Britain last week was in the grip of ‘Big Brother’ television – judging from the tabloid headlines and opportunistic books I saw on sale in the railway stations and airports, passing through on a quick visit.
Until recent years, the term ‘Big Brother’ conjured up George Orwell’s famous novel. ‘1984’ was a futuristic scenario of totalitarian authority constantly monitoring and controlling the comings and goings of private citizens. ‘Big Brother’ meant invasion of privacy, something oppressive to be resisted and fought.
But around the turn of the millennium, Dutch TV entrepreneur John de Mol hijacked the term ‘Big Brother’. It now refers to his well-tried formula of so-called ‘Reality-TV’ soaps, where a number of random men and women are confined to sealed-off quarters. All their comings and goings, including showering, defecating and sex, are followed by a television audience degraded en mass to vulgar voyeurism.
If you happened to miss the “high” points, the tabloids – at least in Britain – can be trusted to titillate you with daily updates on who bedded whom, or descriptions of so-and-so’s drunken striptease. ‘Big Brother’ personalities become famous overnight, not based on character or achievement, but simply on their willingness to prostitute their privacy for entertainment’s sake.
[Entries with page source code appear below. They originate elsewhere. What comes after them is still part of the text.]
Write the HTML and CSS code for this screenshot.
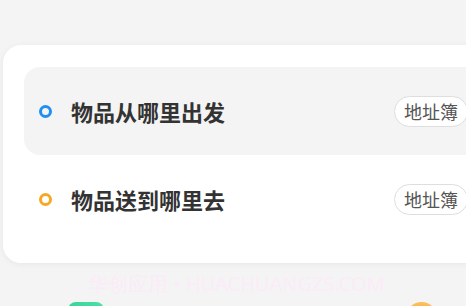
FILE: index.html
```html
<!DOCTYPE html>
<html lang="zh">
<head>
<meta charset="utf-8">
<link rel="stylesheet" href="styles.css">
</head>
<body>
<div class="page">
  <div class="card">
    <div class="row active">
      <span class="dot dot-blue"></span>
      <span class="title">物品从哪里出发</span>
      <span class="book">地址簿</span>
    </div>
    <div class="row">
      <span class="dot dot-orange"></span>
      <span class="title">物品送到哪里去</span>
      <span class="book">地址簿</span>
    </div>
  </div>
  <div class="watermark">华创应用 • HUACHUANGZS.COM</div>
  <div class="bottom">
    <span class="green"></span>
    <span class="orange"></span>
  </div>
</div>
</body>
</html>
```
FILE: styles.css
```css
html, body {
  margin: 0;
  padding: 0;
  background: #f4f4f4;
}
.page {
  width: 466px;
  height: 306px;
  overflow: hidden;
  box-sizing: border-box;
  padding-top: 45px;
  padding-left: 3px;
  font-family: "Noto Sans CJK SC", "Noto Sans", sans-serif;
}
.card {
  width: 490px;
  background: #fff;
  border-radius: 18px;
  box-shadow: 0 1px 6px rgba(0,0,0,0.06);
  padding: 22px 0 20px 21px;
  box-sizing: border-box;
}
.row {
  height: 88px;
  display: flex;
  align-items: center;
  border-radius: 16px;
  padding-left: 15px;
}
.row.active {
  background: #f4f4f4;
}
.dot {
  width: 13px;
  height: 13px;
  box-sizing: border-box;
  border-radius: 50%;
  border: 3.5px solid #1f8ef5;
  flex: none;
}
.dot-orange {
  border-color: #f7a823;
}
.title {
  margin-left: 19px;
  font-size: 22px;
  font-weight: 700;
  color: #333;
  flex: 1;
}
.book {
  margin-right: 25px;
  height: 31px;
  box-sizing: border-box;
  border: 1px solid #dedede;
  border-radius: 16px;
  background: #fff;
  font-size: 18px;
  line-height: 28px;
  color: #555;
  width: 74px;
  text-align: center;
  white-space: nowrap;
}
.watermark {
  margin-top: 8px;
  margin-left: 85px;
  font-family: "Noto Sans", sans-serif;
  font-size: 20px;
  line-height: 26px;
  color: #fcebf8;
  white-space: nowrap;
}
.bottom {
  display: flex;
  justify-content: space-between;
  padding: 5px 29px 0 65px;
}
.green {
  width: 36px;
  height: 30px;
  border-radius: 8px;
  background: linear-gradient(90deg, #3ad497, #4ce0a6);
}
.orange {
  width: 31px;
  height: 31px;
  border-radius: 50%;
  background: linear-gradient(180deg, #fdbe5a, #f9a33c);
}
```
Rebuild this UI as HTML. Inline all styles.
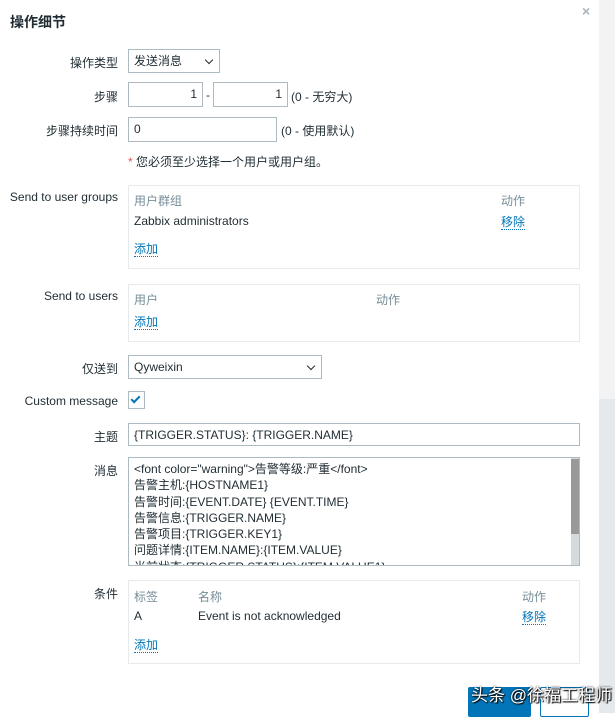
<!DOCTYPE html>
<html><head><meta charset="utf-8"><style>
*{box-sizing:border-box;margin:0;padding:0}
body{width:615px;height:713px;overflow:hidden;background:#fff;font-family:"Liberation Sans","Noto Sans CJK SC",sans-serif;font-size:12px;color:#1f2c33;position:relative}
.a{position:absolute;white-space:nowrap}
.lbl{position:absolute;right:497px;white-space:nowrap;text-align:right}
.in{position:absolute;border:1px solid #acbbc2;background:#fff;padding:0 5px;line-height:22px}
.box{position:absolute;border:1px solid #e6eaec;background:#fff}
.g{color:#768d99}
.lk{color:#0275b8;border-bottom:1px dotted #0275b8;line-height:14px}
.chev{position:absolute;right:7px;top:7px;width:6px;height:6px;border-right:1.3px solid #1f2c33;border-bottom:1.3px solid #1f2c33;transform:rotate(45deg)}
</style></head><body>
<div class="a" style="left:599px;top:0;width:16px;height:399px;background:#f1f3f5"></div>
<div class="a" style="left:599px;top:399px;width:16px;height:314px;background:#e5e9ec"></div>
<div class="a" style="left:10px;top:12px;font-size:14px;font-weight:bold">操作细节</div>
<div class="a" style="left:582px;top:3px;font-size:14px;color:#aab5bb;font-weight:bold">×</div>

<div class="lbl" style="top:54px">操作类型</div>
<div class="in" style="left:128px;top:49px;width:92px;height:24px">发送消息<span class="chev"></span></div>

<div class="lbl" style="top:88px">步骤</div>
<div class="in" style="left:128px;top:82px;width:75px;height:25px;text-align:right">1</div>
<div class="a" style="left:206px;top:88px">-</div>
<div class="in" style="left:213px;top:82px;width:75px;height:25px;text-align:right">1</div>
<div class="a" style="left:291px;top:88px">(0 - 无穷大)</div>

<div class="lbl" style="top:122px">步骤持续时间</div>
<div class="in" style="left:128px;top:117px;width:149px;height:25px">0</div>
<div class="a" style="left:281px;top:122px">(0 - 使用默认)</div>

<div class="a" style="left:128px;top:153px"><span style="color:#e45959">*</span> 您必须至少选择一个用户或用户组。</div>

<div class="lbl" style="top:190px">Send to user groups</div>
<div class="box" style="left:128px;top:185px;width:452px;height:84px">
<div class="a g" style="left:5px;top:6px">用户群组</div>
<div class="a g" style="left:372px;top:6px">动作</div>
<div class="a" style="left:5px;top:28px">Zabbix administrators</div>
<div class="a lk" style="left:372px;top:29px">移除</div>
<div class="a lk" style="left:5px;top:56px">添加</div>
</div>

<div class="lbl" style="top:289px">Send to users</div>
<div class="box" style="left:128px;top:284px;width:452px;height:58px">
<div class="a g" style="left:5px;top:6px">用户</div>
<div class="a g" style="left:247px;top:6px">动作</div>
<div class="a lk" style="left:5px;top:30px">添加</div>
</div>

<div class="lbl" style="top:360px">仅送到</div>
<div class="in" style="left:128px;top:355px;width:194px;height:24px">Qyweixin<span class="chev"></span></div>

<div class="lbl" style="top:394px">Custom message</div>
<div class="a" style="left:128px;top:391px;width:17px;height:18px;border:1px solid #acbbc2"><div class="a" style="left:4px;top:2px;width:5px;height:9px;border-right:2px solid #0275b8;border-bottom:2px solid #0275b8;transform:rotate(45deg)"></div></div>

<div class="lbl" style="top:428px">主题</div>
<div class="in" style="left:128px;top:423px;width:452px;height:23px">{TRIGGER.STATUS}: {TRIGGER.NAME}</div>

<div class="lbl" style="top:462px">消息</div>
<div class="in" style="left:128px;top:457px;width:452px;height:109px;overflow:hidden;line-height:16.3px;padding-top:3px">
&lt;font color="warning"&gt;告警等级:严重&lt;/font&gt;<br>告警主机:{HOSTNAME1}<br>告警时间:{EVENT.DATE} {EVENT.TIME}<br>告警信息:{TRIGGER.NAME}<br>告警项目:{TRIGGER.KEY1}<br>问题详情:{ITEM.NAME}:{ITEM.VALUE}<br>当前状态:{TRIGGER.STATUS}:{ITEM.VALUE1}
<div class="a" style="left:442px;top:0;width:9px;height:107px;background:#d5dadd"></div>
<div class="a" style="left:442px;top:1px;width:9px;height:75px;background:#999"></div>
</div>

<div class="lbl" style="top:585px">条件</div>
<div class="box" style="left:128px;top:580px;width:452px;height:84px">
<div class="a g" style="left:5px;top:7px">标签</div>
<div class="a g" style="left:69px;top:7px">名称</div>
<div class="a g" style="left:393px;top:7px">动作</div>
<div class="a" style="left:5px;top:28px">A</div>
<div class="a" style="left:69px;top:28px">Event is not acknowledged</div>
<div class="a lk" style="left:393px;top:29px">移除</div>
<div class="a lk" style="left:5px;top:57px">添加</div>
</div>

<div class="a" style="left:468px;top:687px;width:63px;height:30px;background:#0275b8;border-radius:2px"></div>
<div class="a" style="left:540px;top:687px;width:49px;height:30px;border:1px solid #0275b8;border-radius:2px"></div>
<div class="a" style="left:471px;top:681px;font-size:17px;color:#fff;text-shadow:0 0 2px #000,1px 1px 1px #000">头条 @徐福工程师</div>
</body></html>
Orwell’s dark vision of Big Brother domination may well have been partly fulfilled in the Soviet-era by the year 1984. Yet in 1985, culture-critic Neil Postman pointed out that another famous futuristic novel warned of an even greater danger to the west. In Brave New World, written by Aldous Huxley, no Big Brother was required to deprive people of their autonomy, maturity and history. Rather, people would come to love their oppression, and to adore the technologies that undid their capacities to think.
In 1984, people were controlled by inflicting pain. In Brave New World, they would be controlled by inflicting pleasure. Orwell feared that what we hate would ruin us. Huxley feared that what we love would ruin us.
“What Huxley teaches is that in the age of advanced technology, spiritual devastation is more likely to come from an enemy with a smiling face than from one whose countenance exudes suspicion and hate,” explained Postman in Amusing Ourselves to Death (Penguin Books, NY, 1985, p.vii.).
Those guarding against tyranny failed to take into account man’s almost infinite appetite for distractions, Huxley warned.
“In the Huxleyan prophecy,” wrote Postman prophetically in 1985, “Big Brother does not watch us, by his choice. We watch him, by ours.”
Did you catch that?! W-e w-a-t-c-h B-i-g B-r-o-t-h-e-r !!!
Today’s producers seem to be bending over backwards to keep to Huxley’s script!
“When a population becomes distracted by trivia,” concluded Postman, “when cultural life is redefined as a perpetual round of entertainments, when serious public conversation becomes a form of baby-talk, then a nation finds itself at risk; culture-death is a clear possibility.”
We were, he said, amusing ourselves to death (a-muse: without thought). Our minds and spirits were being dulled.
As one newspaper headline over an article about ‘Reality Television’ put it: “If this is reality, we’re in real trouble.”